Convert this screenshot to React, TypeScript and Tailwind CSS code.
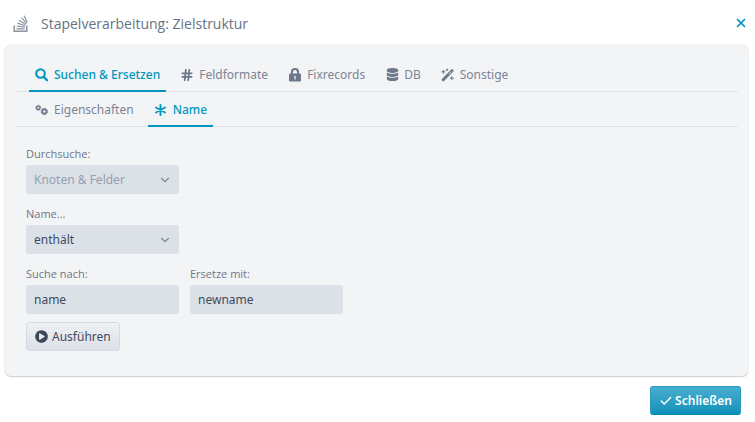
import { ReactNode, useState } from "react";
import clsx from "clsx";
import { Check, ChevronDown, Hash, X } from "lucide-react";
import { FaDatabase, FaPlayCircle } from "react-icons/fa";

function StackIcon() {
  return (
    <svg width="16" height="18" viewBox="0 0 16 18" fill="none" stroke="#8c949f" strokeWidth="1.2" aria-hidden="true">
      <path d="M1.2 10.5v5.8h12.6v-5.8" strokeWidth="1.5" />
      <path d="M3.5 13.8h8.2M3.6 11l8.3 1.1M4.4 8.1l7.8 2.6M6 5.2l6.8 4.2M8.5 2.7l5.1 5.7M11.2 .8l3 6.4" />
    </svg>
  );
}

function SearchIcon() {
  return (
    <svg width="14" height="14" viewBox="0 0 14 14" fill="none" stroke="currentColor" aria-hidden="true">
      <circle cx="5.5" cy="5.5" r="4.3" strokeWidth="2.1" />
      <path d="M8.8 8.8l3.2 3.4" strokeWidth="2.4" strokeLinecap="round" />
    </svg>
  );
}

function LockIcon() {
  return (
    <svg width="14" height="14" viewBox="0 0 14 14" fill="none" aria-hidden="true">
      <rect x="1" y="5.5" width="12" height="8" rx="1.2" fill="currentColor" />
      <path d="M3.9 6V4.2a3.1 3.1 0 0 1 6.2 0V6" stroke="currentColor" strokeWidth="2" />
      <path d="M7 8.3v2.6" stroke="#f3f4f6" strokeWidth="1.2" strokeLinecap="round" />
    </svg>
  );
}

function WandIcon() {
  return (
    <svg width="14" height="14" viewBox="0 0 14 14" fill="none" stroke="currentColor" aria-hidden="true">
      <path d="M2.2 11.8l8.9-9.1" strokeWidth="3" strokeLinecap="round" />
      <path d="M8 6.2l2.6-2.7" stroke="#f3f4f6" strokeWidth=".8" />
      <path d="M2.4 1.8v4M.4 3.8h4M10.8 8.2v4M8.8 10.2h4M6.1 .6v2.4M4.9 1.8h2.4" strokeWidth="1" />
    </svg>
  );
}

function GearsIcon() {
  return (
    <svg width="14" height="14" viewBox="0 0 14 14" fill="none" stroke="currentColor" aria-hidden="true">
      <circle cx="3.3" cy="4.8" r="1.7" strokeWidth="1.4" />
      <circle cx="3.3" cy="4.8" r="2.6" strokeWidth=".9" strokeDasharray="1.1 .94" />
      <circle cx="9.3" cy="8.5" r="2.1" strokeWidth="1.6" />
      <circle cx="9.3" cy="8.5" r="3.2" strokeWidth="1" strokeDasharray="1.4 1.11" />
    </svg>
  );
}

function AsteriskIcon() {
  return (
    <svg width="14" height="14" viewBox="0 0 14 14" stroke="currentColor" strokeWidth="1.9" strokeLinecap="round" aria-hidden="true">
      <path d="M6.5 2v10M2 4.5l9 5M11 4.5l-9 5" />
    </svg>
  );
}

type TabProps = {
  icon: ReactNode;
  label: string;
  active: boolean;
  onClick: () => void;
};

function Tab({ icon, label, active, onClick }: TabProps) {
  return (
    <button
      type="button"
      role="tab"
      aria-selected={active}
      onClick={onClick}
      className={clsx(
        "-mb-px flex h-[35px] items-center gap-[5px] border-b-2 px-1.5 pt-0.5 text-xs whitespace-nowrap",
        active
          ? "border-[#0097c0] font-medium text-[#0097c0]"
          : "border-transparent text-[#7a8595]"
      )}
    >
      <span className={clsx("flex w-3.5 justify-center", !active && "text-[#6c7889]")}>{icon}</span>
      {label}
    </button>
  );
}

type FieldProps = {
  id: string;
  label: string;
  children: ReactNode;
};

function Field({ id, label, children }: FieldProps) {
  return (
    <div className="w-[153px]">
      <label htmlFor={id} className="block h-5 font-['Open_Sans',sans-serif] text-[11px] leading-[18px] text-[#6b7787]">
        {label}
      </label>
      {children}
    </div>
  );
}

const inputClass =
  "block h-[29px] w-full appearance-none rounded-[3px] bg-[#dce1e8] px-2 text-xs text-[#3f4b5d] outline-none disabled:text-[#959eac] disabled:opacity-100";

const chevronClass = "pointer-events-none absolute top-2 right-[7px] text-[#7f8a9a]";

const mainTabs = [
  { label: "Suchen & Ersetzen", icon: <SearchIcon /> },
  { label: "Feldformate", icon: <Hash size={14} strokeWidth={3} /> },
  { label: "Fixrecords", icon: <LockIcon /> },
  { label: "DB", icon: <FaDatabase size={13} /> },
  { label: "Sonstige", icon: <WandIcon /> },
];

const subTabs = [
  { label: "Eigenschaften", icon: <GearsIcon /> },
  { label: "Name", icon: <AsteriskIcon /> },
];

export default function App() {
  const [mainTab, setMainTab] = useState(0);
  const [subTab, setSubTab] = useState(1);

  return (
    <div className="bg-white pr-[7px] pl-[5px] font-['Noto_Sans',sans-serif]">
      <header className="flex h-[45px] items-center justify-between pl-2">
        <h1 className="flex items-center gap-3 pt-0.5 font-['Open_Sans',sans-serif] text-sm text-[#677282]">
          <StackIcon />
          Stapelverarbeitung: Zielstruktur
        </h1>
        <button type="button" aria-label="Fenster schließen" className="text-[#0097c0]">
          <X size={14} strokeWidth={3} />
        </button>
      </header>

      <main className="rounded-md bg-[#f3f4f6] px-2.5 pt-3 pb-[25px] shadow-[0_0_2px_#cbd1d8,0_1px_1px_#cbd1d8]">
        <div role="tablist" className="flex gap-2 border-b border-[#dfe2e6] pl-3.5">
          {mainTabs.map((t, i) => (
            <Tab key={t.label} {...t} active={i === mainTab} onClick={() => setMainTab(i)} />
          ))}
        </div>
        <div role="tablist" className="flex gap-2 border-b border-[#dfe2e6] pl-3.5">
          {subTabs.map((t, i) => (
            <Tab key={t.label} {...t} active={i === subTab} onClick={() => setSubTab(i)} />
          ))}
        </div>

        <form className="px-[11px] pt-[18px]" onSubmit={(e) => e.preventDefault()}>
          <div className="flex flex-col gap-[11px]">
            <Field id="scope" label="Durchsuche:">
              <div className="relative">
                <select id="scope" disabled className={inputClass}>
                  <option>Knoten &amp; Felder</option>
                </select>
                <ChevronDown size={14} className={chevronClass} />
              </div>
            </Field>
            <Field id="mode" label="Name...">
              <div className="relative">
                <select id="mode" className={inputClass}>
                  <option>enthält</option>
                </select>
                <ChevronDown size={14} className={chevronClass} />
              </div>
            </Field>
            <div className="flex gap-[11px]">
              <Field id="search" label="Suche nach:">
                <input id="search" defaultValue="name" className={inputClass} />
              </Field>
              <Field id="replace" label="Ersetze mit:">
                <input id="replace" defaultValue="newname" className={inputClass} />
              </Field>
            </div>
          </div>
          <button
            type="submit"
            className="mt-2 flex h-[29px] items-center gap-1 rounded-[3px] border border-[#d3dae2] bg-linear-to-b from-[#eef0f3] to-[#dce1e8] px-2 text-xs text-[#3f4b5d]"
          >
            <FaPlayCircle size={13} className="text-[#3c485a]" />
            Ausführen
          </button>
        </form>
      </main>

      <footer className="flex justify-end pt-2.5 pr-[7px]">
        <button
          type="button"
          className="flex h-[29px] items-center gap-0.5 rounded-[3px] border border-[#2a9cbf] border-b-[#0788b0] bg-linear-to-b from-[#46afd0] to-[#0a90ba] px-2 text-xs font-semibold text-white"
        >
          <Check size={14} strokeWidth={2.5} />
          Schließen
        </button>
      </footer>
    </div>
  );
}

**GIVEN PROBLEM**: Write out the listing above exactly as it stands, pictures excluded.

**ANSWER TO THIS TASK**:
Convert this screenshot to React, TypeScript and Tailwind CSS code.
import { ReactNode, useState } from "react";
import clsx from "clsx";
import { Check, ChevronDown, Hash, X } from "lucide-react";
import { FaDatabase, FaPlayCircle } from "react-icons/fa";

function StackIcon() {
  return (
    <svg width="16" height="18" viewBox="0 0 16 18" fill="none" stroke="#8c949f" strokeWidth="1.2" aria-hidden="true">
      <path d="M1.2 10.5v5.8h12.6v-5.8" strokeWidth="1.5" />
      <path d="M3.5 13.8h8.2M3.6 11l8.3 1.1M4.4 8.1l7.8 2.6M6 5.2l6.8 4.2M8.5 2.7l5.1 5.7M11.2 .8l3 6.4" />
    </svg>
  );
}

function SearchIcon() {
  return (
    <svg width="14" height="14" viewBox="0 0 14 14" fill="none" stroke="currentColor" aria-hidden="true">
      <circle cx="5.5" cy="5.5" r="4.3" strokeWidth="2.1" />
      <path d="M8.8 8.8l3.2 3.4" strokeWidth="2.4" strokeLinecap="round" />
    </svg>
  );
}

function LockIcon() {
  return (
    <svg width="14" height="14" viewBox="0 0 14 14" fill="none" aria-hidden="true">
      <rect x="1" y="5.5" width="12" height="8" rx="1.2" fill="currentColor" />
      <path d="M3.9 6V4.2a3.1 3.1 0 0 1 6.2 0V6" stroke="currentColor" strokeWidth="2" />
      <path d="M7 8.3v2.6" stroke="#f3f4f6" strokeWidth="1.2" strokeLinecap="round" />
    </svg>
  );
}

function WandIcon() {
  return (
    <svg width="14" height="14" viewBox="0 0 14 14" fill="none" stroke="currentColor" aria-hidden="true">
      <path d="M2.2 11.8l8.9-9.1" strokeWidth="3" strokeLinecap="round" />
      <path d="M8 6.2l2.6-2.7" stroke="#f3f4f6" strokeWidth=".8" />
      <path d="M2.4 1.8v4M.4 3.8h4M10.8 8.2v4M8.8 10.2h4M6.1 .6v2.4M4.9 1.8h2.4" strokeWidth="1" />
    </svg>
  );
}

function GearsIcon() {
  return (
    <svg width="14" height="14" viewBox="0 0 14 14" fill="none" stroke="currentColor" aria-hidden="true">
      <circle cx="3.3" cy="4.8" r="1.7" strokeWidth="1.4" />
      <circle cx="3.3" cy="4.8" r="2.6" strokeWidth=".9" strokeDasharray="1.1 .94" />
      <circle cx="9.3" cy="8.5" r="2.1" strokeWidth="1.6" />
      <circle cx="9.3" cy="8.5" r="3.2" strokeWidth="1" strokeDasharray="1.4 1.11" />
    </svg>
  );
}

function AsteriskIcon() {
  return (
    <svg width="14" height="14" viewBox="0 0 14 14" stroke="currentColor" strokeWidth="1.9" strokeLinecap="round" aria-hidden="true">
      <path d="M6.5 2v10M2 4.5l9 5M11 4.5l-9 5" />
    </svg>
  );
}

type TabProps = {
  icon: ReactNode;
  label: string;
  active: boolean;
  onClick: () => void;
};

function Tab({ icon, label, active, onClick }: TabProps) {
  return (
    <button
      type="button"
      role="tab"
      aria-selected={active}
      onClick={onClick}
      className={clsx(
        "-mb-px flex h-[35px] items-center gap-[5px] border-b-2 px-1.5 pt-0.5 text-xs whitespace-nowrap",
        active
          ? "border-[#0097c0] font-medium text-[#0097c0]"
          : "border-transparent text-[#7a8595]"
      )}
    >
      <span className={clsx("flex w-3.5 justify-center", !active && "text-[#6c7889]")}>{icon}</span>
      {label}
    </button>
  );
}

type FieldProps = {
  id: string;
  label: string;
  children: ReactNode;
};

function Field({ id, label, children }: FieldProps) {
  return (
    <div className="w-[153px]">
      <label htmlFor={id} className="block h-5 font-['Open_Sans',sans-serif] text-[11px] leading-[18px] text-[#6b7787]">
        {label}
      </label>
      {children}
    </div>
  );
}

const inputClass =
  "block h-[29px] w-full appearance-none rounded-[3px] bg-[#dce1e8] px-2 text-xs text-[#3f4b5d] outline-none disabled:text-[#959eac] disabled:opacity-100";

const chevronClass = "pointer-events-none absolute top-2 right-[7px] text-[#7f8a9a]";

const mainTabs = [
  { label: "Suchen & Ersetzen", icon: <SearchIcon /> },
  { label: "Feldformate", icon: <Hash size={14} strokeWidth={3} /> },
  { label: "Fixrecords", icon: <LockIcon /> },
  { label: "DB", icon: <FaDatabase size={13} /> },
  { label: "Sonstige", icon: <WandIcon /> },
];

const subTabs = [
  { label: "Eigenschaften", icon: <GearsIcon /> },
  { label: "Name", icon: <AsteriskIcon /> },
];

export default function App() {
  const [mainTab, setMainTab] = useState(0);
  const [subTab, setSubTab] = useState(1);

  return (
    <div className="bg-white pr-[7px] pl-[5px] font-['Noto_Sans',sans-serif]">
      <header className="flex h-[45px] items-center justify-between pl-2">
        <h1 className="flex items-center gap-3 pt-0.5 font-['Open_Sans',sans-serif] text-sm text-[#677282]">
          <StackIcon />
          Stapelverarbeitung: Zielstruktur
        </h1>
        <button type="button" aria-label="Fenster schließen" className="text-[#0097c0]">
          <X size={14} strokeWidth={3} />
        </button>
      </header>

      <main className="rounded-md bg-[#f3f4f6] px-2.5 pt-3 pb-[25px] shadow-[0_0_2px_#cbd1d8,0_1px_1px_#cbd1d8]">
        <div role="tablist" className="flex gap-2 border-b border-[#dfe2e6] pl-3.5">
          {mainTabs.map((t, i) => (
            <Tab key={t.label} {...t} active={i === mainTab} onClick={() => setMainTab(i)} />
          ))}
        </div>
        <div role="tablist" className="flex gap-2 border-b border-[#dfe2e6] pl-3.5">
          {subTabs.map((t, i) => (
            <Tab key={t.label} {...t} active={i === subTab} onClick={() => setSubTab(i)} />
          ))}
        </div>

        <form className="px-[11px] pt-[18px]" onSubmit={(e) => e.preventDefault()}>
          <div className="flex flex-col gap-[11px]">
            <Field id="scope" label="Durchsuche:">
              <div className="relative">
                <select id="scope" disabled className={inputClass}>
                  <option>Knoten &amp; Felder</option>
                </select>
                <ChevronDown size={14} className={chevronClass} />
              </div>
            </Field>
            <Field id="mode" label="Name...">
              <div className="relative">
                <select id="mode" className={inputClass}>
                  <option>enthält</option>
                </select>
                <ChevronDown size={14} className={chevronClass} />
              </div>
            </Field>
            <div className="flex gap-[11px]">
              <Field id="search" label="Suche nach:">
                <input id="search" defaultValue="name" className={inputClass} />
              </Field>
              <Field id="replace" label="Ersetze mit:">
                <input id="replace" defaultValue="newname" className={inputClass} />
              </Field>
            </div>
          </div>
          <button
            type="submit"
            className="mt-2 flex h-[29px] items-center gap-1 rounded-[3px] border border-[#d3dae2] bg-linear-to-b from-[#eef0f3] to-[#dce1e8] px-2 text-xs text-[#3f4b5d]"
          >
            <FaPlayCircle size={13} className="text-[#3c485a]" />
            Ausführen
          </button>
        </form>
      </main>

      <footer className="flex justify-end pt-2.5 pr-[7px]">
        <button
          type="button"
          className="flex h-[29px] items-center gap-0.5 rounded-[3px] border border-[#2a9cbf] border-b-[#0788b0] bg-linear-to-b from-[#46afd0] to-[#0a90ba] px-2 text-xs font-semibold text-white"
        >
          <Check size={14} strokeWidth={2.5} />
          Schließen
        </button>
      </footer>
    </div>
  );
}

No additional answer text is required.